这个东西在fx.graph里面会自动只保留一条路径。
而在nn.Module的forward里面,每次还是需要if一下。
stream控制
目前的fx捕捉不了 cuda.stream。
class MyModel(torch.nn.Module):
def forward(self, x):
stream = torch.cuda.Stream()
with torch.cuda.stream(stream):
return x * 2
model = MyModel()
graphModel = torch.fx.symbolic_trace(model)
print(graphModel.code)
# stream相关代码消失了。
# def forward(self, x):
# mul = x * 2; x = None
# return mul
所有with相关的上下文好像都不会被fx捕捉。
但是似乎可以在script后手工添加。
参考script的实现。
可以把 stream转成 call_function
IR。
streams = annotate(List[__torch__.torch.classes.cuda.Stream], [])
for _58 in range(num_instr):
_59 = __torch__.torch.classes.cuda.Stream.__new__(__torch__.torch.classes.cuda.Stream)
_60 = (_59).__init__(None, 0, )
_61 = torch.append(streams, _59)
out_arrs = annotate(List[List[Tensor]], [])
for _62 in range(_num_out):
_63 = torch.append(out_arrs, annotate(List[Tensor], []))
for i in range(num_instr):
_64 = __torch__.torch.cuda.stream(streams[i], )
with _64:
# balabala
result8 = torch.mul(result, path_weight)
result9 = torch.reshape(result8, [batch_numel, _dim_out])
_94 = torch.append(out_arrs[i_out], result9)
手写fx计算图控制node结点
import torch
from torch import fx
graph = fx.Graph()
# = Function definitions =
tracer = fx.proxy.GraphAppendingTracer(graph)
x1 = fx.Proxy(graph.placeholder("x1", torch.Tensor), tracer=tracer)
x2 = x1 + x1
x3 = x2 * x1
x4 = x3 * x2
# 打印图
def print_node(node):
print(f"Node name: {node.name}, Target: {node.target}, Inputs: {node.args} {node.kwargs}")
for node in graph.nodes:
print_node(node)
# Node name: x1, Target: x1, Inputs: ()
# Node name: add, Target: <built-in function add>, Inputs: (x1, x1) ()
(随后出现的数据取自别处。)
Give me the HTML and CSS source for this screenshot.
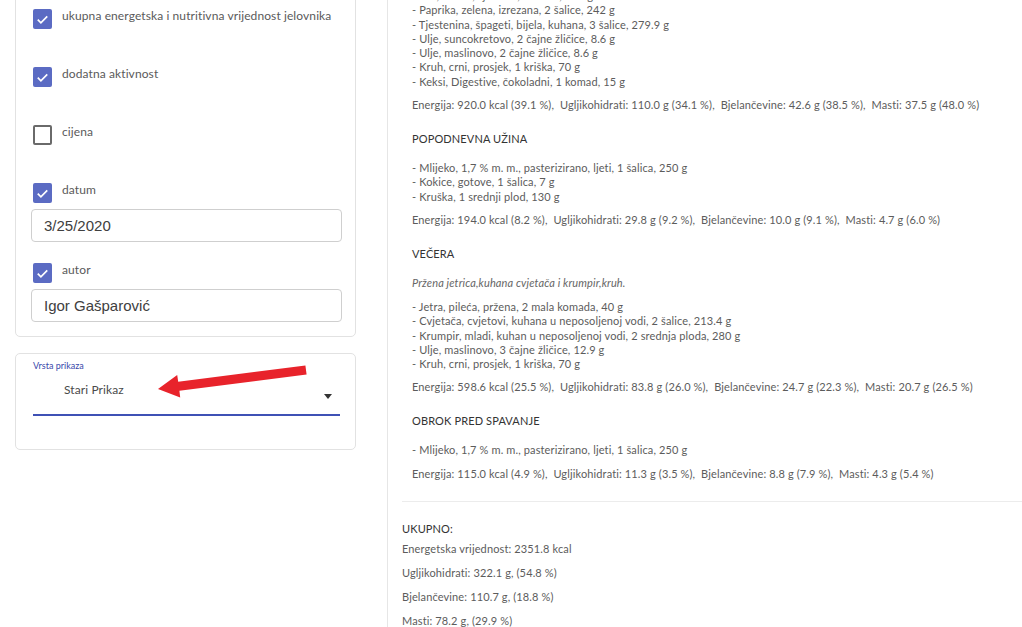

# Node name: mul, Target: <built-in function mul>, Inputs: (add, x1) ()
# Node name: mul_1, Target: <built-in function mul>, Inputs: (mul, add) ()
# 单独修改x3结点的名字
print_node(x3.node)
x3.node.name = "x3"
print_node(x3.node)
# Node name: mul, Target: <built-in function mul>, Inputs: (add, x1) ()
# Node name: x3, Target: <built-in function mul>, Inputs: (add, x1) ()
# 再次打印图
for node in graph.nodes:
print_node(node)
# Node name: x1, Target: x1, Inputs: ()
# Node name: add, Target: <built-in function add>, Inputs: (x1, x1) ()
# Node name: x3, Target: <built-in function mul>, Inputs: (add, x1) ()
# Node name: mul_1, Target: <built-in function mul>, Inputs: (x3, add) ()
# 看最后一行可以发现,我们改了x3结点的名字,受影响的 `mul_1`结点的inputs也相应修改了。